Ha Kung Wong, an intellectual property attorney with Venable Fitzpatrick of New York, agreed that it’s not clear what Barrett’s opinion on ACA severability would be. In a 2017 article, Barrett discussed the challenge to the individual mandate, but does not appear to have specifically addressed the severability issue or whether she feels the parties to the case have legal standing to challenge the ACA, he noted.
“She’s most likely going to side with the conservatives on the court, but Justice Kavanaugh appears to prefer to sever provisions that are unconstitutional and not strike down whole laws, as he did in Barr v American Assn. of Political Consultants, and Barrett comes from a similar conservative mold as Kavanaugh and Justices John Roberts and Neil Gorsuch. Also, Roberts previously upheld the individual mandate in 2012, based on Congress' taxing power, apparently due in part over concerns regarding the impact of voiding other parts of the ACA,” Wong said.
Individual Mandate Background
The individual mandate originally required that individuals must maintain a certain amount of health insurance or pay a penalty for failure to do so, but the penalty portion was eliminated in January 2019, and plaintiffs may be found to have no standing to contest the ACA because they have failed to produce evidence of financial harm from the individual mandate.

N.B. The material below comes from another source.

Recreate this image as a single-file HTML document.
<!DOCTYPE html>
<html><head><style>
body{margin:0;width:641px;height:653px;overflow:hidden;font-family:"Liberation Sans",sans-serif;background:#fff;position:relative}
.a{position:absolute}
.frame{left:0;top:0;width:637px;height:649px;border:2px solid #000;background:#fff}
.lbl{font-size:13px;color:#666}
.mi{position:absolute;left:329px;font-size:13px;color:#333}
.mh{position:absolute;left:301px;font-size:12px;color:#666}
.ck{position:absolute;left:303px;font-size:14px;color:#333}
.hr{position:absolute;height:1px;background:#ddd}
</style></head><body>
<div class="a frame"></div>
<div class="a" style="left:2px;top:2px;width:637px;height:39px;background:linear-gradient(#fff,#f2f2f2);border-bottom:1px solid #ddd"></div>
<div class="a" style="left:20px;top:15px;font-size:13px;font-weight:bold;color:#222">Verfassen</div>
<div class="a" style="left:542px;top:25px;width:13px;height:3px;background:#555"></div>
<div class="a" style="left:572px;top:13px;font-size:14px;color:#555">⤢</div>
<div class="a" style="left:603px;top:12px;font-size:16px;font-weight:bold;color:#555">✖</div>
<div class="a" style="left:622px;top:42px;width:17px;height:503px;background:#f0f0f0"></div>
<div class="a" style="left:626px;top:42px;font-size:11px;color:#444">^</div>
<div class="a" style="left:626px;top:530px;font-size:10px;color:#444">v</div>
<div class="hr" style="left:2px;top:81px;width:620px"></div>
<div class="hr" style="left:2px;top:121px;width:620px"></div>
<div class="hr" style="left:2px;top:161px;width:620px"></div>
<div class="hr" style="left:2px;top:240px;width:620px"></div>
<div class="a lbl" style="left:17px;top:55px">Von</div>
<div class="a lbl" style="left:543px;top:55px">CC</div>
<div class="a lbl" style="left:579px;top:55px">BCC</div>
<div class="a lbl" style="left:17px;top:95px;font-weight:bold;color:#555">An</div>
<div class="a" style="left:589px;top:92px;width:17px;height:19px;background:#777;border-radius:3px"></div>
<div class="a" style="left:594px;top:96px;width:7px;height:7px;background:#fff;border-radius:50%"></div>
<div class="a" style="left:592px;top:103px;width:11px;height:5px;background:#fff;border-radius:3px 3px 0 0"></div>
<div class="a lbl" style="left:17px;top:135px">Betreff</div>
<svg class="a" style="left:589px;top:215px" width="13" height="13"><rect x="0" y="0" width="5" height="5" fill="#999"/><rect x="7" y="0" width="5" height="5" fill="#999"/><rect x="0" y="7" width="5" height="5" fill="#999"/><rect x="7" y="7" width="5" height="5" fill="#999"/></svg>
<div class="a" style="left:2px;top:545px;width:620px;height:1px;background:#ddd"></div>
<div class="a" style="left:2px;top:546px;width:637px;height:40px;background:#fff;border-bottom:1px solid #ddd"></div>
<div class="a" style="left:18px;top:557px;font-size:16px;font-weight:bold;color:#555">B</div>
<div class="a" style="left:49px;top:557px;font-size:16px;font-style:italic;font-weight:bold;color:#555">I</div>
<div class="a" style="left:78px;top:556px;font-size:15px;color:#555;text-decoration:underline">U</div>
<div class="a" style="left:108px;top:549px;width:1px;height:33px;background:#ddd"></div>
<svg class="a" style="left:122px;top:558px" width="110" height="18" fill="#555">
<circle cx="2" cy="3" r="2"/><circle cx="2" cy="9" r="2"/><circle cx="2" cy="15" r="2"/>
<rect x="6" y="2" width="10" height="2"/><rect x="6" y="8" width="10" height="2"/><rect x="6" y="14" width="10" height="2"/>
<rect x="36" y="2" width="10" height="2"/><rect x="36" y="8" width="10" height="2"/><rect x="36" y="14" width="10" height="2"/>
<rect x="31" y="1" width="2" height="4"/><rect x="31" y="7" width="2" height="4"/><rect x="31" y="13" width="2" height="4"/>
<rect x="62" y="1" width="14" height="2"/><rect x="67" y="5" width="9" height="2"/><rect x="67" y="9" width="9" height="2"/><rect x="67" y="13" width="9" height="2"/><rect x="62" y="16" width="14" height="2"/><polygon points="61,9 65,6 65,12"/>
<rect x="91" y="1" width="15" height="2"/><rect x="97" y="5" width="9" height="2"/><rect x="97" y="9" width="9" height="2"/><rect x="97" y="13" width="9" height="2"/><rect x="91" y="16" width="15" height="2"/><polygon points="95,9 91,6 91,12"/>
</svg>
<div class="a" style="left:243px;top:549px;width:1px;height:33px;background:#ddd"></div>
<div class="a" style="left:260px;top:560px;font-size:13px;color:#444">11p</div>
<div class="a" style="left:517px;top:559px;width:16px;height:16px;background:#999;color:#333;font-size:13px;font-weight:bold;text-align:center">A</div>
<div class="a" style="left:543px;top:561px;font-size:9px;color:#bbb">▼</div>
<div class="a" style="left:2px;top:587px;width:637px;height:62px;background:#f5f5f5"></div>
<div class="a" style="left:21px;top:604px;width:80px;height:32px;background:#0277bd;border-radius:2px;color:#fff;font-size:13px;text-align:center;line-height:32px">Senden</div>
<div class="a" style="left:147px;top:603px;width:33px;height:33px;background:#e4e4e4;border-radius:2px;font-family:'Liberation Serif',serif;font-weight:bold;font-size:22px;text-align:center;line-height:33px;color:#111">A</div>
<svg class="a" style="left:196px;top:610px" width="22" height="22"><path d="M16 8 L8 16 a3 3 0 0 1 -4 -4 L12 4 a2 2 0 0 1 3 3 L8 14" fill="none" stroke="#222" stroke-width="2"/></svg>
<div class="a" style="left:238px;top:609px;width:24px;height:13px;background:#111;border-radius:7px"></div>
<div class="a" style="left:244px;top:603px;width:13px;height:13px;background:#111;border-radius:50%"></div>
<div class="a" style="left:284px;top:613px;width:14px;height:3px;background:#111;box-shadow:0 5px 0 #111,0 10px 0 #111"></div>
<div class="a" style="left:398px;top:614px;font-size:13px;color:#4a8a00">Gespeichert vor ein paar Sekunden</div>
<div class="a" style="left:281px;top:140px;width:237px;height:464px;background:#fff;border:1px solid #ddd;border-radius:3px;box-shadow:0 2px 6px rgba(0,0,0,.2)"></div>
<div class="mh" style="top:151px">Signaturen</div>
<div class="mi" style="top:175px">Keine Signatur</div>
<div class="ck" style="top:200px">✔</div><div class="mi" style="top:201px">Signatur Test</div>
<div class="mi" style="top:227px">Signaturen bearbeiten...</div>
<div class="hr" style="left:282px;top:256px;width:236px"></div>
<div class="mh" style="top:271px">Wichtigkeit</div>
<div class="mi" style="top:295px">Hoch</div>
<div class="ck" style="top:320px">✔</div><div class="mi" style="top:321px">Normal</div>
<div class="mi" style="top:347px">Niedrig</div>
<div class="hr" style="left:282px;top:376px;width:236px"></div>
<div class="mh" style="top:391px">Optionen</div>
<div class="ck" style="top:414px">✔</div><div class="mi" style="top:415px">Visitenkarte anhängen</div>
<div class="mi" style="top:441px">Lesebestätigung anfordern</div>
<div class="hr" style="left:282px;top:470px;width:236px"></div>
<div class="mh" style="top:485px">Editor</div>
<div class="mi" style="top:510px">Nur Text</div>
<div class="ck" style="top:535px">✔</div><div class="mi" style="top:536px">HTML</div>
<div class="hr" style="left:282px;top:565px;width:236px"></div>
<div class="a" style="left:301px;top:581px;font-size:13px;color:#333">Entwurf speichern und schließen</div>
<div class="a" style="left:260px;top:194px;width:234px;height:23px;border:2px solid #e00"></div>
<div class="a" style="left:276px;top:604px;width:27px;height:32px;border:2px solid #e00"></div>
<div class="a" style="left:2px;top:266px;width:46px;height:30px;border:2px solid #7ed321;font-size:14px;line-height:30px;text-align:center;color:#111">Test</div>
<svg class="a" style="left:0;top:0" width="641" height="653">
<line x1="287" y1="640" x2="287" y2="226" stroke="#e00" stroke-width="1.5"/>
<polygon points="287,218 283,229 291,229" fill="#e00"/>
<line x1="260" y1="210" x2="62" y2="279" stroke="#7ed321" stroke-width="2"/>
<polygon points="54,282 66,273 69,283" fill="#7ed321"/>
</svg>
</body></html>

The court may uphold the lower court finding that the individual mandate is unconstitutional but decide that other parts of the law are valid and may stand independently, in accord with what may be perceived as the original intent of Congress when it voted on the legislation.
“We’ve seen that the ACA can operate without the individual mandate penalty, as it has done over the past year, so it doesn’t appear to be necessary for the ACA as a whole,” Wong said.
In the event of a nonseverable decision, the loss of the BPCIA could be devastating for the progress made with biosimilars, lower-cost copies of reference products that have benefited from this pathway to approval, which also adds structure to the process of resolving patent disputes, legal experts said.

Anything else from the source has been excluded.